Research into NI Magdalene laundries and homes

Academics will interview those with direct experience of institutions

The site of  former Magdalene laundry in Donnybrook, Dublin 4.  Photograph: Alan Betson

The site of former Magdalene laundry in Donnybrook, Dublin 4. Photograph: Alan Betson

 

Approval has been given for research of mother and baby homes and Magdalene laundries in Northern Ireland, the North’s Department of Health has said .

The research will be undertaken over the coming year by academics based at Queen’s University Belfast and Ulster University. They will examine 13 homes and laundries operating between 1922 and 1999.

“As well as speaking to those with direct experience of the various institutions, the research team plans to examine government and institutional records to enable the researchers to build a narrative about the women and children who resided in the homes and those who worked in the laundries,” the department said in a statement.

The research was commissioned to fulfil a decision by the former Northern Executive to review the evidence around the experience of residents of certain institutions not considered by the Historical Institutional Abuse Inquiry.

That inquiry found evidence of sexual, physical and emotional abuse, neglect and unacceptable practices across the 22 Catholic, Protestant and state-run homes and institutions that it investigated.

Before the collapse of Stormont a year ago, an inter-departmental working group was established chaired by Norah Gibbons, who has been involved in inquiries in this general field both in the Republic and Northern Ireland.

“I am delighted that the research has now been commissioned,” said Ms Gibbons. “It is essential that we develop a strong evidence base about the operation of these institutions in the last century.

“The research will not only look at historical records. Critically, it will also involve listening to and collating the accounts of women who resided in mother and baby homes or worked in Magdalene laundries,” she added.
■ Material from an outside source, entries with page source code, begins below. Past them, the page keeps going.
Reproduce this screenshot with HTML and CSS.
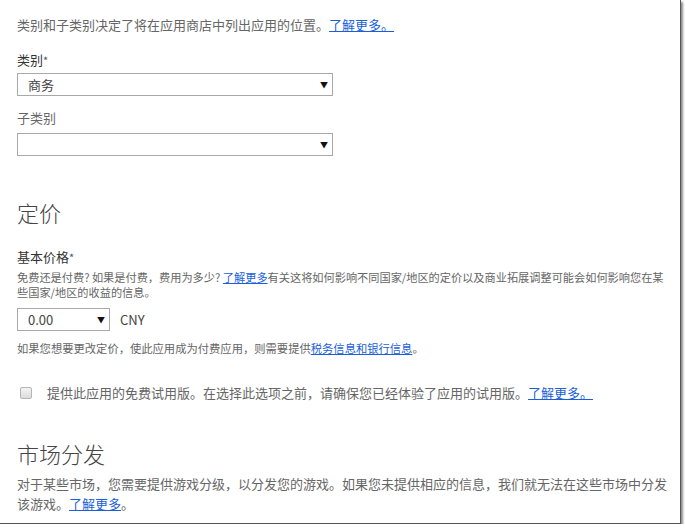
FILE: index.html
```html
<!DOCTYPE html>
<html lang="zh-CN">
<head>
    <meta charset="utf-8">
    <title>应用属性</title>
    <link rel="stylesheet" href="styles.css">
</head>
<body>
    <div class="frame">
        <div class="content">
            <p class="intro">类别和子类别决定了将在应用商店中列出应用的位置。<a href="#">了解更多。</a></p>

            <label class="field-label">类别<span class="req">*</span></label>
            <div class="select wide">
                <span class="value">商务</span>
                <span class="arrow">▼</span>
            </div>

            <label class="field-label sub">子类别</label>
            <div class="select wide second">
                <span class="value"></span>
                <span class="arrow">▼</span>
            </div>

            <h2 class="section-title pricing">定价</h2>

            <label class="field-label price-label">基本价格<span class="req">*</span></label>
            <p class="help">免费还是付费? 如果是付费，费用为多少? <a href="#">了解更多</a>有关这将如何影响不同国家/地区的定价以及商业拓展调整可能会如何影响您在某些国家/地区的收益的信息。</p>

            <div class="price-row">
                <div class="select narrow">
                    <span class="value">0.00</span>
                    <span class="arrow">▼</span>
                </div>
                <span class="currency">CNY</span>
            </div>

            <p class="note">如果您想要更改定价，使此应用成为付费应用，则需要提供<a href="#">税务信息和银行信息</a>。</p>

            <div class="trial">
                <span class="checkbox"></span>
                <span>提供此应用的免费试用版。在选择此选项之前，请确保您已经体验了应用的试用版。<a href="#">了解更多。</a></span>
            </div>

            <h2 class="section-title market">市场分发</h2>
            <p class="market-text">对于某些市场，您需要提供游戏分级，以分发您的游戏。如果您未提供相应的信息，我们就无法在这些市场中分发该游戏。<a href="#">了解更多</a>。</p>
        </div>
    </div>
</body>
</html>
```

FILE: styles.css
```css
* { margin: 0; padding: 0; box-sizing: border-box; }
body {
    background: #fff;
    font-family: "Noto Sans CJK SC", "Noto Sans", sans-serif;
    color: #666;
}
.frame {
    width: 681px;
    height: 524px;
    border-right: 1px solid #555;
    border-bottom: 1px solid #555;
    box-shadow: 2px 2px 2px rgba(0,0,0,0.45);
    background: #fff;
    overflow: hidden;
}
.content {
    padding: 15px 0 0 17px;
    width: 673px;
}
a { color: #1a5fd8; text-decoration: underline; }

.intro { font-size: 13px; line-height: 20px; }

.field-label {
    display: block;
    font-size: 13px;
    line-height: 20px;
    color: #333;
    margin-top: 15px;
}
.field-label.sub { margin-top: 12px; color: #666; }
.req { font-size: 11px; vertical-align: top; color: #555; }

.select {
    display: flex;
    align-items: center;
    justify-content: space-between;
    height: 23px;
    border: 1px solid #a9a9a9;
    background: #fff;
    padding: 0 4px 0 10px;
    font-size: 13px;
    color: #444;
    margin-top: 3px;
}
.select.wide { width: 316px; }
.select.second { margin-top: 5px; }
.select .arrow { font-size: 8px; color: #111; }

.section-title {
    font-size: 22px;
    font-weight: 300;
    line-height: 30px;
    color: #444;
}
.pricing { margin-top: 41px; }
.market { margin-top: 35px; }

.price-label { margin-top: 20px; }
.help {
    font-size: 11.2px;
    line-height: 15px;
    margin-top: 3px;
    width: 652px;
}

.price-row {
    display: flex;
    align-items: center;
    gap: 10px;
    margin-top: 8px;
}
.select.narrow { width: 93px; margin-top: 0; }
.currency { font-size: 13px; color: #444; }

.note { font-size: 11.3px; line-height: 16px; margin-top: 9px; }

.trial {
    display: flex;
    align-items: center;
    font-size: 13px;
    line-height: 20px;
    margin-top: 27px;
}
.checkbox {
    width: 12px;
    height: 12px;
    margin: 0 15px 0 3px;
    border: 1px solid #b5b5b5;
    border-radius: 2px;
    background: linear-gradient(#f4f4f4, #dcdcdc);
}

.market-text {
    font-size: 13px;
    line-height: 20px;
    margin-top: 6px;
    width: 660px;
}
```
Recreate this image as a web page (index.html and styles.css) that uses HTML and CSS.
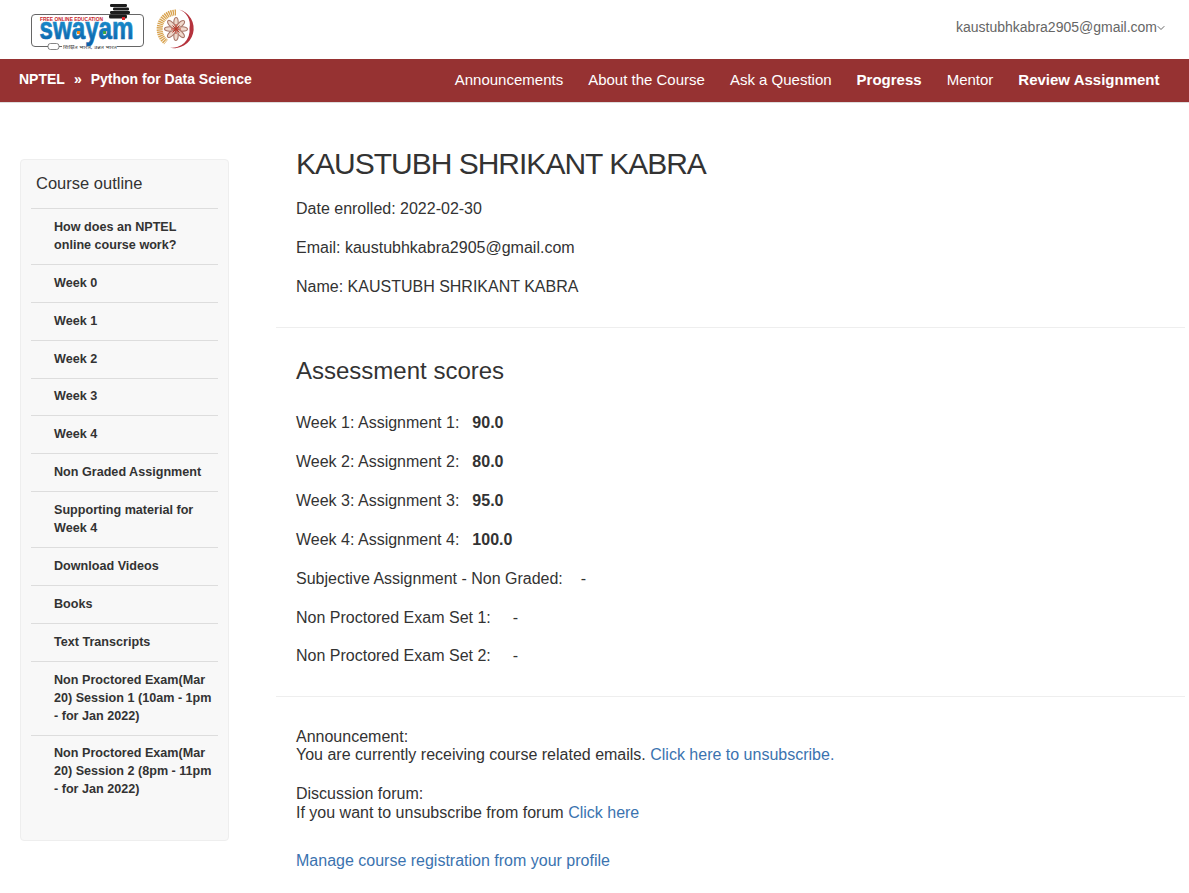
FILE: index.html
```html
<!DOCTYPE html>
<html lang="en">
<head>
<meta charset="utf-8">
<title>Progress</title>
<link rel="stylesheet" href="styles.css">
</head>
<body>
<header class="topbar">
  <div class="logos">
    <svg class="logo-swayam" width="116" height="52" viewBox="0 0 116 52">
      <defs>
        <linearGradient id="wordfill" x1="0" y1="0" x2="0" y2="1">
          <stop offset="0" stop-color="#1f9bd7"/>
          <stop offset="1" stop-color="#0a5fa8"/>
        </linearGradient>
      </defs>
      <rect x="1.5" y="14.5" width="112" height="32" rx="3.5" fill="#fff" stroke="#666" stroke-width="1"/>
      <rect x="32" y="43" width="55" height="7" fill="#fff"/>
      <g fill="#1c1c1c">
        <rect x="80" y="4" width="17" height="3" rx="1.2"/>
        <rect x="83" y="7.5" width="16" height="3" rx="1.2"/>
        <rect x="80" y="11" width="20" height="3" rx="1.2"/>
        <rect x="79" y="14.5" width="18" height="4" rx="1.5"/>
      </g>
      <rect x="92" y="17" width="3" height="3" fill="#d8272d"/>
      <text x="10" y="20.5" class="logo-tag" textLength="63" lengthAdjust="spacingAndGlyphs">FREE ONLINE EDUCATION</text>
      <text x="9.5" y="39" class="logo-word" fill="url(#wordfill)" stroke="url(#wordfill)" textLength="94" lengthAdjust="spacingAndGlyphs">swayam</text>
      <rect x="47" y="31" width="3" height="3" fill="#ef8a1d"/>
      <rect x="73" y="31" width="3" height="3" fill="#3aa648"/>
      <rect x="18" y="43.5" width="11" height="6" rx="2.5" fill="#fff" stroke="#666" stroke-width=".8"/>
      <text x="33" y="48.5" class="logo-sub" textLength="54" lengthAdjust="spacingAndGlyphs">शिक्षित भारत, उन्नत भारत</text>
    </svg>
    <svg class="logo-seal" width="40" height="40" viewBox="0 0 40 40">
      <path d="M20 3.5 A16.5 16.5 0 0 0 10 33" fill="none" stroke="#d8a24e" stroke-width="6" stroke-dasharray="1.3 .7"/>
      <path d="M23 .5 A19.5 19.5 0 0 1 13 38.5 A17.5 17.5 0 0 0 33.5 19 A16 16 0 0 0 23 .5Z" fill="#b5323c"/>
      <g fill="#efd9cc" stroke="#a9786a" stroke-width="1.1">
        <ellipse cx="20" cy="13.5" rx="2.2" ry="5"/>
        <ellipse cx="20" cy="13.5" rx="2.2" ry="5" transform="rotate(45 20 20)"/>
        <ellipse cx="20" cy="13.5" rx="2.2" ry="5" transform="rotate(90 20 20)"/>
        <ellipse cx="20" cy="13.5" rx="2.2" ry="5" transform="rotate(135 20 20)"/>
        <ellipse cx="20" cy="13.5" rx="2.2" ry="5" transform="rotate(180 20 20)"/>
        <ellipse cx="20" cy="13.5" rx="2.2" ry="5" transform="rotate(225 20 20)"/>
        <ellipse cx="20" cy="13.5" rx="2.2" ry="5" transform="rotate(270 20 20)"/>
        <ellipse cx="20" cy="13.5" rx="2.2" ry="5" transform="rotate(315 20 20)"/>
      </g>
      <path d="M15 20H25M20 15V25M16.5 16.5 23.5 23.5M23.5 16.5 16.5 23.5" stroke="#c0392b" stroke-width="1" fill="none"/>
    </svg>
  </div>
  <div class="account">
    <span>kaustubhkabra2905@gmail.com</span>
    <svg class="chevron" width="8" height="6" viewBox="0 0 8 6"><path d="M.7 1.2 4 4.5l3.3-3.3" fill="none" stroke="#666" stroke-width="1"/></svg>
  </div>
</header>

<nav class="navbar">
  <div class="crumbs">
    <a>NPTEL</a><span class="sep">»</span><a>Python for Data Science</a>
  </div>
  <ul class="menu">
    <li>Announcements</li>
    <li>About the Course</li>
    <li>Ask a Question</li>
    <li class="strong">Progress</li>
    <li>Mentor</li>
    <li class="strong">Review Assignment</li>
  </ul>
</nav>

<div class="page">
  <aside class="outline">
    <h2 class="outline-title">Course outline</h2>
    <ul class="outline-list">
      <li>How does an NPTEL online course work?</li>
      <li>Week 0</li>
      <li>Week 1</li>
      <li>Week 2</li>
      <li>Week 3</li>
      <li>Week 4</li>
      <li>Non Graded Assignment</li>
      <li>Supporting material for Week 4</li>
      <li>Download Videos</li>
      <li>Books</li>
      <li>Text Transcripts</li>
      <li>Non Proctored Exam(Mar 20) Session 1 (10am - 1pm - for Jan 2022)</li>
      <li>Non Proctored Exam(Mar 20) Session 2 (8pm - 11pm - for Jan 2022)</li>
    </ul>
  </aside>

  <main class="content">
    <section class="block profile">
      <h1>KAUSTUBH SHRIKANT KABRA</h1>
      <p>Date enrolled: 2022-02-30</p>
      <p>Email: kaustubhkabra2905@gmail.com</p>
      <p>Name: KAUSTUBH SHRIKANT KABRA</p>
    </section>
    <section class="block scores">
      <h2>Assessment scores</h2>
      <p>Week 1: Assignment 1:<b>90.0</b></p>
      <p>Week 2: Assignment 2:<b>80.0</b></p>
      <p>Week 3: Assignment 3:<b>95.0</b></p>
      <p>Week 4: Assignment 4:<b>100.0</b></p>
      <p>Subjective Assignment - Non Graded:<span class="none">-</span></p>
      <p>Non Proctored Exam Set 1:<span class="none wide">-</span></p>
      <p>Non Proctored Exam Set 2:<span class="none wide">-</span></p>
    </section>
    <section class="notes">
      <p class="note">Announcement:<br>You are currently receiving course related emails. <a href="#">Click here to unsubscribe.</a></p>
      <p class="note">Discussion forum:<br>If you want to unsubscribe from forum <a href="#">Click here</a></p>
      <p class="manage"><a href="#">Manage course registration from your profile</a></p>
    </section>
  </main>
</div>
</body>
</html>
```
FILE: styles.css
```css
* { box-sizing: border-box; }
html, body { margin: 0; padding: 0; }
body {
  font-family: "Liberation Sans", Arial, sans-serif;
  font-size: 16px;
  line-height: 1.42857;
  color: #333;
  background: #fff;
  height: 893px;
  overflow: hidden;
}
a { color: #3b73af; text-decoration: none; }

.topbar {
  height: 59px;
  display: flex;
  justify-content: space-between;
  padding: 0 24px 0 30px;
}
.logos { display: flex; align-items: flex-start; gap: 10px; }
.logo-swayam { display: block; overflow: visible; }
.logo-seal { margin-top: 9px; display: block; overflow: visible; }
.logo-tag { font: bold 6px "Liberation Sans", sans-serif; fill: #c8232c; }
.logo-word { font: bold 31px "Liberation Sans", sans-serif; stroke-width: .7px; }
.logo-sub { font: 4.5px "Noto Sans", sans-serif; fill: #444; }
.account {
  display: flex;
  align-items: center;
  height: 55px;
  font-size: 14px;
  color: #666;
}
.chevron { margin-left: 0; margin-top: 1px; }

.navbar {
  height: 44px;
  background: #963232;
  border-bottom: 1px solid #ddd;
  color: #fff;
  display: flex;
  justify-content: space-between;
  align-items: center;
  padding: 0 17px 0 19px;
}
.crumbs { font-size: 14px; font-weight: bold; display: flex; margin-top: -2px; }
.crumbs a { color: #fff; }
.sep { margin: 0 9px; }
.menu {
  list-style: none;
  margin: -2px 0 0;
  padding: 0;
  display: flex;
  font-size: 15px;
}
.menu li { padding: 0 12.5px; }
.menu .strong { font-weight: bold; }

.page {
  display: flex;
  align-items: flex-start;
  padding: 56px 4px 0 20px;
}

.outline {
  width: 209px;
  height: 682px;
  flex: none;
  background: #f8f8f8;
  border: 1px solid #eee;
  border-radius: 4px;
  padding: 0 10px;
}
.outline-title {
  margin: 0;
  padding: 13px 5px 15px;
  font-size: 16.5px;
  font-weight: normal;
  line-height: 20px;
}
.outline-list { list-style: none; margin: 0; padding: 0; }
.outline-list li {
  border-top: 1px solid #ddd;
  padding: 8.9px 5px 9.99px 23px;
  font-size: 12.6px;
  font-weight: bold;
  line-height: 18px;
}

.content { flex: 1; margin-left: 47px; }
.block { border-bottom: 1px solid #eee; padding: 0 20px; }
.block p, .notes p { margin: 0 0 16px; }
.profile { height: 169px; display: flow-root; }
.profile h1 {
  margin: -12px 0 17px;
  font-size: 30px;
  letter-spacing: -1px;
  font-weight: normal;
  line-height: 34px;
}
.scores { height: 369px; padding-top: 30px; }
.scores h2 {
  margin: 0 0 28.35px;
  font-size: 24px;
  font-weight: normal;
  line-height: 26px;
}
.scores b { margin-left: 13px; }
.scores .none { margin-left: 18px; }
.scores .wide { margin-left: 22px; }
.notes { padding: 30.8px 20px 0; }
.notes .note { line-height: 18.4px; margin-bottom: 20.7px; }
.notes .manage { margin-top: 28px; }
```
Patrick Corrigan, Northern Ireland’s programme director of Amnesty, said the research was no substitute for human rights compliant investigation.

“Women from these homes have told Amnesty International that they suffered arbitrary detention, forced labour, ill-treatment, and the removal and forced adoption of their babies - criminal acts in both domestic and international law,” he said.

“Serious allegations of abuse must be met with investigations with the necessary hallmarks of independence, effectiveness and transparency,” he added.

“We would be concerned if this academic research is seen as part of an alternative to a real, human rights compliant investigation, rather than as preparatory work for such an inquiry,” said Mr Corrigan.